Under Section 111 of the Patents Act, damages may be denied where infringement was innocent.

Once a cease and desist letter is received, post-notice activity generally loses this protection. The receipt date becomes critical in quantifying exposure.

Declaratory Actions and Escalation Risk

In some jurisdictions, receipt of a letter may permit declaratory actions.

Such filings allow forum selection but often eliminate settlement possibilities. This option requires careful escalation analysis.

Strategic Communication and the First Response Letter

The Holding Letter as a Control Mechanism

The first response should be a holding letter.

It should:

·         Acknowledge receipt without admission

·         State that the matter is under review

·         Request reasonable time for analysis

·         Reserve all rights

Silence is risky. Over-explanation is worse.

Admissions and Statements to Avoid

The response must avoid:

·         Acknowledging infringement

·         Confirming knowledge timelines

·         Admitting similarity or copying

·         Announcing redesign intentions

Even casual statements can later establish willfulness.

Coordination Across Jurisdictions

Statements made in one country may be used elsewhere.

Cross-border exposure requires harmonized responses and centralized control.

Decision-Making Matrix: Negotiate, Litigate, or Design-Around

Cost-Benefit Analysis of Settlement versus Challenge

Factor

Settle or License

Litigate or Invalidate

Cost

Predictable

High and uncertain

Time

Immediate

Multi-year

Risk

Follow-on claims

Injunction exposure

Upside

Business continuity

Portfolio clearance

Evaluating Design-Around Feasibility

Where infringement risk is clear, design-around may be optimal.

Engineering changes must be independently verified to fall outside claim scope before implementation.

IP-Specific Considerations

Patents: Marking, Notice, and Damages

If the sender failed to mark products, damages may be limited.

The response should avoid curing this defect prematurely unless strategically required.

Trademarks: Use, Bad Faith, and Passing Off

Continued use after notice may strengthen bad faith claims. Immediate cessation may imply admission.

Interim mitigation must be carefully framed.

Trade Secrets: Forensic Sensitivity and Escalation

Trade secret allegations escalate quickly to injunctions.

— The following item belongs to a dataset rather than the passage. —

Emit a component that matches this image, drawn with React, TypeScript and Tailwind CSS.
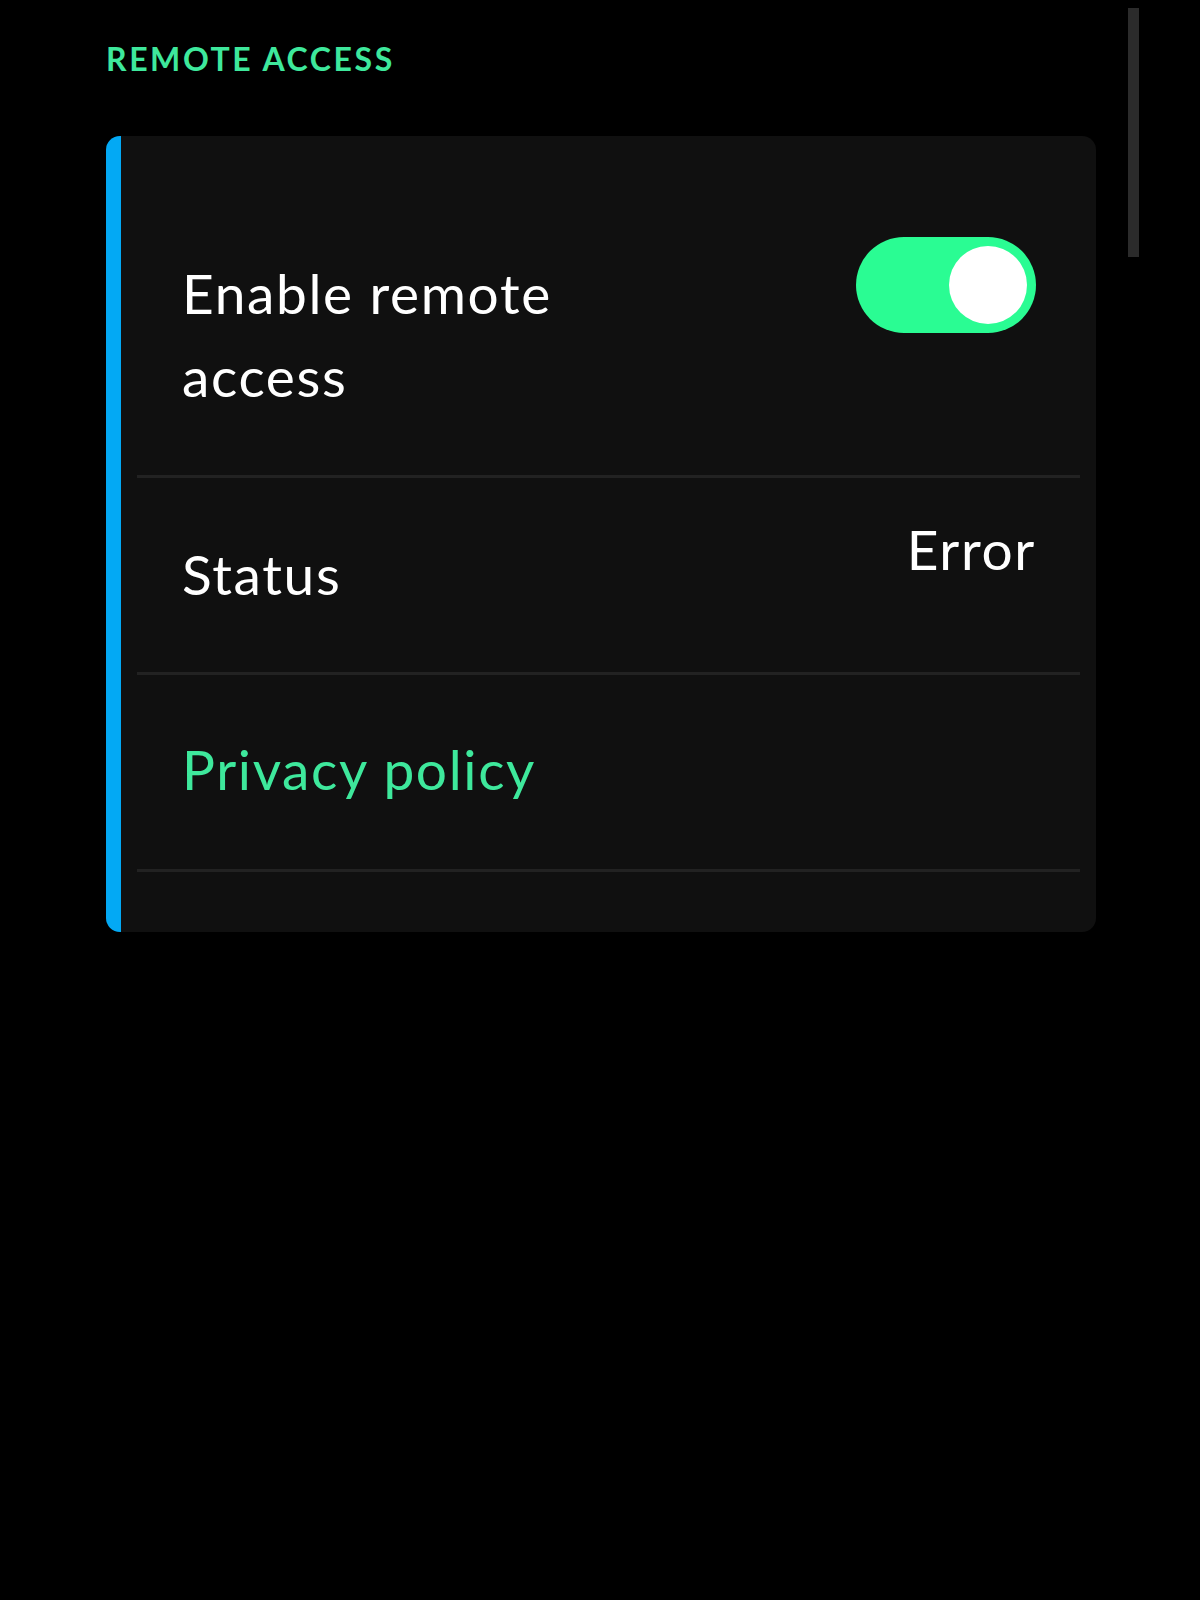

Internal investigations must preserve forensic integrity and confidentiality at all times.

Escalation Risk and Litigation Readiness

Risk of Ex Parte Injunctions in India

Indian courts may grant interim relief where urgency and prima facie infringement are shown.

Delay or careless responses increase this risk.

Defensive Filings and Countermeasures

Where appropriate, defensive steps may include:

·         Validity searches

·         Rectification or revocation actions

·         Counter-claims for groundless threats

Timing is critical.

Documentation, Governance, and Board Alignment

Decision Logs and Audit Trails

All actions must be documented:

·         Legal opinions

·         Risk assessments

·         Commercial inputs

These records are essential for diligence, audits, and board oversight.

Integration with PRC and Enforcement Frameworks

The cease and desist protocol must align with the company’s patent review committee and enforcement readiness playbooks.

Fragmented responses create systemic risk.

Frequently asked questions (FAQs)

Should we respond immediately?
No. Speed without strategy increases risk.

Is a cease and desist letter legally binding?
No. It is a private assertion, not a court order.

Can ignoring a letter be used against us?
Yes, particularly in injunction analysis.

Should engineers respond directly?
No. All engagement must be through counsel.

Can we admit limited infringement to negotiate?
Generally no, except in structured settlements.

Does responding create jurisdiction?
In some jurisdictions, yes.

Should we redesign immediately?
Not before legal analysis.

What if the asserted patent is weak?
That supports denial but does not eliminate litigation risk.

How long should the first response take?
Typically 7 to 21 days.

Can we countersue immediately?
Sometimes, but escalation consequences must be assessed.